08’3’12
三月に入り北への旅立ちも始まって、半数はすでに帰ったらしい。 次の冬にしようかと思ったりしたが、場所だけでも見に行ってこようかという気になった。 三月いっぱいは駐車場もあるという。
行こうと決めた日は、あいにくの雨だったが、昼近くには雨も上がった。 そう遠くはないし、今から行ってみようと思い立って家を出たのは十二時半を回るころだった。 ナビ頼みで、現場に着いたのが二時前。
白鳥はいたが人はだれもいない。 鴨の数も少ない。 午後の給餌時間には間がある。 午後のこととて、逆光だが、それは仕方がない。
白鳥は細長い中州に集まっていた。 突如現れた人間に緊張しているようにも見えた。 数えてみると七十羽くらいはいる。 まだねずみ色をした幼鳥も多い。 やがて、少し見物人が増えたが、何人でもない。 白鳥も餌の時間が分かるのか、よく飛ぶようになった。 大きな鳥だから飛ぶのも迫力がある。 頭上を大きな羽音をさせながら飛ぶ。 単独行動ではなく、少なくても二〜三羽、多いときは十羽近くが一斉に飛び立ち、大きな円を描くように旋回しては、派手に水しぶきをあげながら着水する。 壮観である。
三時になって、餌をやるおじさんが、さほど大きくは無いポリバケツを両手に下げて現れた。 白鳥も鴨も先を争うようにして近寄ってくることの無いのは意外だった。 今までに見た白鳥達の食欲はすさまじいものだったから。
深谷市の飛来地ではパンを餌としてやっていたが、ここではくず米だそうだ。 おじさんがひしゃくで、何杯も撒いてやるが、白鳥も鴨も寄ってこない。 おじさんが撒き終わると、そろそろと何羽かの白鳥が水の中に首を入れて食べ始めたが、中洲には、見向きもしない連中がかなりいる。
おじさんの話では、北帰行前になると餌を食べないのだそうだ。 こちらに近づくこともしないと言う。 あまり太りすぎては長距離の飛行に差し支えるから、調整しているのだろうという話には驚いた。 そして、さかんに飛ぶらしい。 どうやら、給餌時間だから飛ぶわけではなかったようだ。 これから始まる長旅に備えての準備なのかもしれない。
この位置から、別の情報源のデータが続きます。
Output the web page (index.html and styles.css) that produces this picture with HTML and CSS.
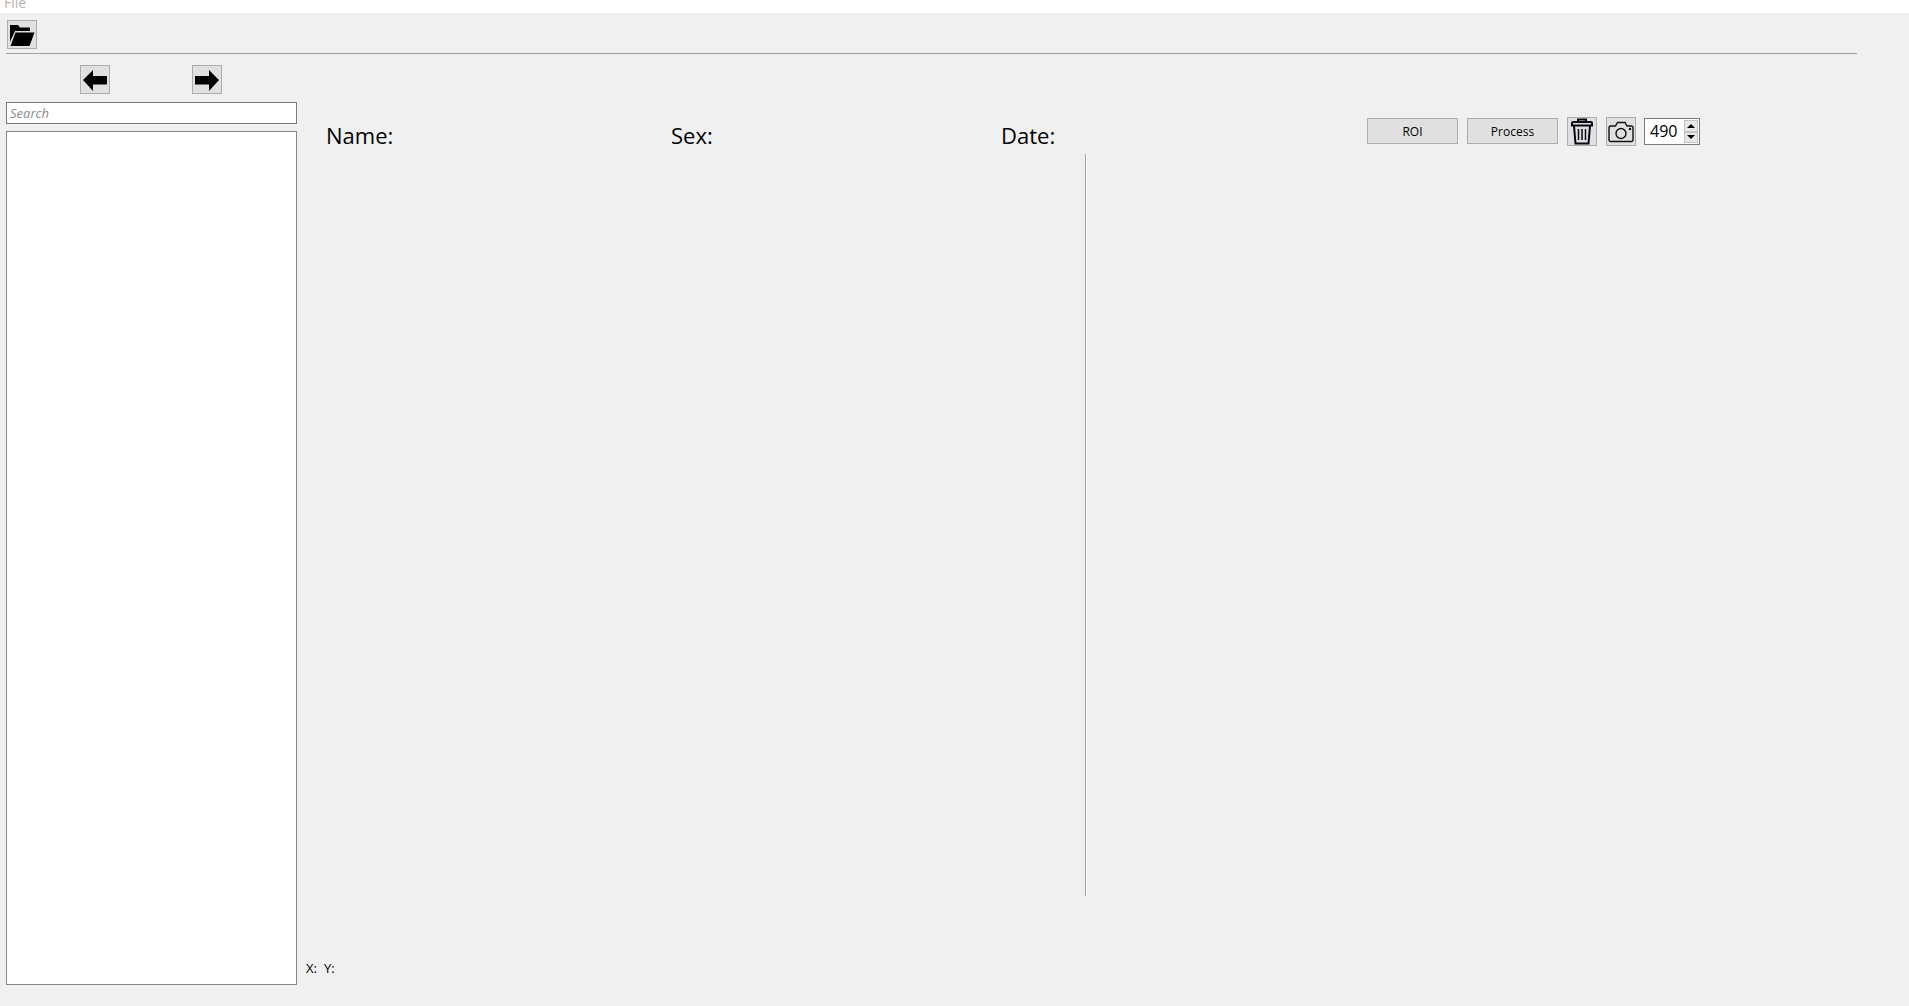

幼鳥が長旅に耐えられるようになるまで日本にとどまると聞いてはいたが、確かに、餌を食べるのはまだねずみ色をした幼鳥が多いように見受けられた。 餌を食べて、体をしっかり作ってから、おもむろに旅立つと見える。 賢いなぁと感動すると同時に、本能とはいえ、長旅の厳しさを垣間見る思いがした。 今まで、寒い時期の白鳥しか見ていなかったのだが、あれはやっと日本に着いて、しっかり餌を食べる時期だったのだ。
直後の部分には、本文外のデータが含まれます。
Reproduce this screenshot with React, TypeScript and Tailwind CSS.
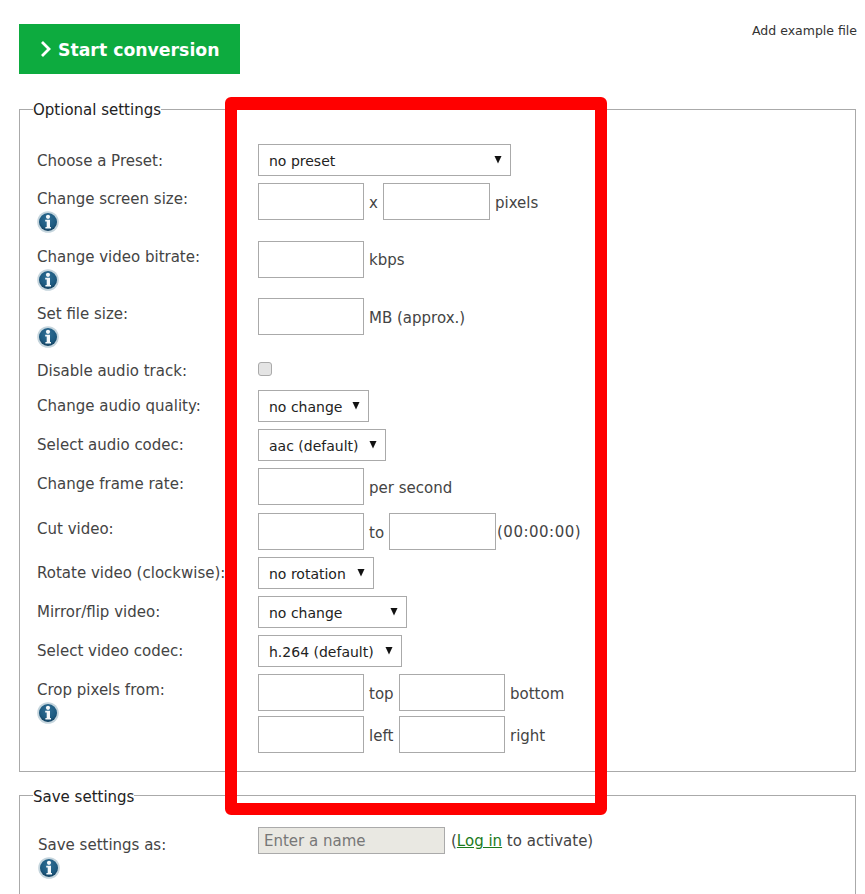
import React from "react";

function InfoIcon() {
  return (
    <svg width="22" height="22" viewBox="0 0 22 22" className="block">
      <defs>
        <radialGradient id="infoBall" cx="50%" cy="35%" r="65%">
          <stop offset="0%" stopColor="#2f6f96" />
          <stop offset="70%" stopColor="#1d5a80" />
          <stop offset="100%" stopColor="#123f5e" />
        </radialGradient>
      </defs>
      <circle cx="11" cy="11" r="10.8" fill="#c5d5dd" />
      <circle cx="11" cy="11" r="9" fill="url(#infoBall)" />
      <circle cx="11" cy="5.8" r="2.1" fill="#f4f8fa" />
      <path d="M8.2 8.8h4.8v7.2h1v1.6H8.4V16h1.3v-5.6H8.2z" fill="#f4f8fa" />
    </svg>
  );
}

function Box({ w }: { w: string }) {
  return <input type="text" className={`${w} h-[37px] border border-[#aaaaaa] bg-white shrink-0`} />;
}

function Unit({ className = "", children }: { className?: string; children: React.ReactNode }) {
  return <span className={`${className} pt-[4px] whitespace-nowrap`}>{children}</span>;
}

function Sel({ w, text }: { w: string; text: string }) {
  return (
    <div className={`${w} h-[32px] border border-[#aaaaaa] bg-white flex items-center justify-between pl-[10px] pr-[8px] text-[14px] text-[#222222] shrink-0`}>
      <span className="whitespace-nowrap pt-[2px]">{text}</span>
      <svg width="8" height="9" viewBox="0 0 8 9" className="shrink-0 mb-[2px]">
        <path d="M0.5 1h7L4 8.5z" fill="#111111" />
      </svg>
    </div>
  );
}

function Row({
  mt,
  label,
  info,
  labelPt = "pt-[7px]",
  children,
}: {
  mt: string;
  label: string;
  info?: boolean;
  labelPt?: string;
  children: React.ReactNode;
}) {
  return (
    <div className={`grid grid-cols-[221px_1fr] ${mt}`}>
      <div className={labelPt}>
        <div className="whitespace-nowrap leading-[20px]">{label}</div>
        {info && (
          <div className="mt-[2px] h-0">
            <InfoIcon />
          </div>
        )}
      </div>
      <div className="flex items-center text-[#444444]">{children}</div>
    </div>
  );
}

export default function App() {
  return (
    <div className="relative h-[894px] w-[865px] overflow-hidden bg-white text-[15px] text-[#444444] font-['Verdana','DejaVu_Sans',sans-serif]">
      <div className="flex justify-between pl-[19px] pr-[8px] pt-[24px]">
        <button className="w-[221px] h-[50px] bg-[#0dab3f] text-white flex items-center pl-[21px] gap-[6px] font-bold text-[17.3px]">
          <svg width="12" height="18" viewBox="0 0 12 18">
            <path d="M2 2l7 7-7 7" fill="none" stroke="#ffffff" strokeWidth="2.8" />
          </svg>
          <span className="pt-[3px]">Start conversion</span>
        </button>
        <a className="text-[12.5px] text-[#333333] leading-[14px]">Add example file</a>
      </div>

      <fieldset className="mt-[25px] ml-[19px] w-[837px] h-[673px] border border-[#aaaaaa] pl-[17px]">
        <legend className="ml-[-4px] text-[#222222] leading-[20px] px-0">
          <span className="block translate-y-[1px]">Optional settings</span>
        </legend>
        <div className="pt-[25px]">
          <Row mt="mt-0" label="Choose a Preset:"><Sel w="w-[253px]" text="no preset" /></Row>
          <Row mt="mt-[7px]" label="Change screen size:" labelPt="pt-[6px]" info>
            <Box w="w-[106px]" />
            <Unit className="mx-[5px] w-[9px]">x</Unit>
            <Box w="w-[107px]" />
            <Unit className="ml-[5px]">pixels</Unit>
          </Row>
          <Row mt="mt-[21px]" label="Change video bitrate:" labelPt="pt-[6px]" info>
            <Box w="w-[106px]" />
            <span className="ml-[5px] pt-[2px] whitespace-nowrap">kbps</span>
          </Row>
          <Row mt="mt-[20px]" label="Set file size:" labelPt="pt-[6px]" info>
            <Box w="w-[106px]" />
            <Unit className="ml-[5px]">MB (approx.)</Unit>
          </Row>
          <Row mt="mt-[27px]" label="Disable audio track:" labelPt="-mt-[1px]">
            <input type="checkbox" className="w-[14px] h-[14px] appearance-none rounded-[3px] border border-[#aaaaaa] bg-[#e4e4e4] mb-[6px]" />
            <span className="h-[20px]" />
          </Row>
          <Row mt="mt-[8px]" label="Change audio quality:" labelPt="pt-[6px]"><Sel w="w-[111px]" text="no change" /></Row>
          <Row mt="mt-[7px]" label="Select audio codec:" labelPt="pt-[6px]"><Sel w="w-[128px]" text="aac (default)" /></Row>
          <Row mt="mt-[7px]" label="Change frame rate:" labelPt="pt-[6px]">
            <Box w="w-[106px]" />
            <Unit className="ml-[5px]">per second</Unit>
          </Row>
          <Row mt="mt-[8px]" label="Cut video:" labelPt="pt-[6px]">
            <Box w="w-[106px]" />
            <Unit className="ml-[5px] w-[20px]">to</Unit>
            <Box w="w-[107px]" />
            <span className="ml-[1px] tracking-[0.5px] whitespace-nowrap pt-[2px]">(00:00:00)</span>
          </Row>
          <Row mt="mt-[7px]" label="Rotate video (clockwise):" labelPt="pt-[6px]"><Sel w="w-[116px]" text="no rotation" /></Row>
          <Row mt="mt-[7px]" label="Mirror/flip video:" labelPt="pt-[6px]"><Sel w="w-[149px]" text="no change" /></Row>
          <Row mt="mt-[7px]" label="Select video codec:" labelPt="pt-[6px]"><Sel w="w-[144px]" text="h.264 (default)" /></Row>
          <Row mt="mt-[7px]" label="Crop pixels from:" labelPt="pt-[6px]" info>
            <Box w="w-[106px]" />
            <Unit className="ml-[5px] w-[30px]">top</Unit>
            <Box w="w-[106px]" />
            <Unit className="ml-[5px]">bottom</Unit>
          </Row>
          <Row mt="mt-[5px]" label="">
            <Box w="w-[106px]" />
            <Unit className="ml-[5px] w-[30px]">left</Unit>
            <Box w="w-[106px]" />
            <Unit className="ml-[5px]">right</Unit>
          </Row>
        </div>
      </fieldset>

      <fieldset className="mt-[13px] ml-[19px] w-[837px] h-[200px] border border-[#aaaaaa] pl-[18px]">
        <legend className="ml-[-5px] text-[#222222] leading-[20px]">
          <span className="block translate-y-[2px]">Save settings</span>
        </legend>
        <div className="grid grid-cols-[220px_1fr] pt-[22px]">
          <div className="pt-[8px]">
            <div className="leading-[20px]">Save settings as:</div>
            <div className="mt-[2px]"><InfoIcon /></div>
          </div>
          <div className="flex items-start">
            <input
              disabled
              placeholder="Enter a name"
              className="w-[187px] h-[27px] border border-[#aaaaaa] bg-[#e9e8e2] px-[5px] placeholder:text-[#777777]"
            />
            <span className="ml-[6px] leading-[26px] pt-[1px] whitespace-nowrap">
              (<a className="text-[#1c7a1c] underline">Log in</a> to activate)
            </span>
          </div>
        </div>
      </fieldset>

      <div className="absolute left-[225px] top-[97px] w-[382px] h-[718px] rounded-[6px] border-x-[12px] border-t-[13px] border-b-[12px] border-[#ff0000] pointer-events-none" />
    </div>
  );
}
体に悪いと承知しながらも、食べずにはいられない人間が、恥ずかしくなる話である。
中州にいた白鳥が一斉に飛び立った。 おじさんは見送りながら「行っちゃうのかなぁ」と言う。 普段は遠くに見えている高圧線の向こうまで行くことはないのだそうだ。 かなり遠くまで飛んでいったが、まだ高圧線の手前だ。 みんなで見守る。 やがて一斉に向きを変えた。 「あぁ、戻って来る」と、なんだかほっとする。 しかし、もう時間の問題だ。 白鳥らしく白くなっている鳥たちだった。
家族で行動するという白鳥である。 まだ餌をついばんでいた幼鳥が、白くなって、親や兄弟と旅立つのも、間もなくのことだろう。
思い切って行ってみてよかった。 思いがけず、白鳥の「すごい一面」を知ることができたのだから。
冬にはまた無事に戻ってくることを、おじさん同様、私も願っている。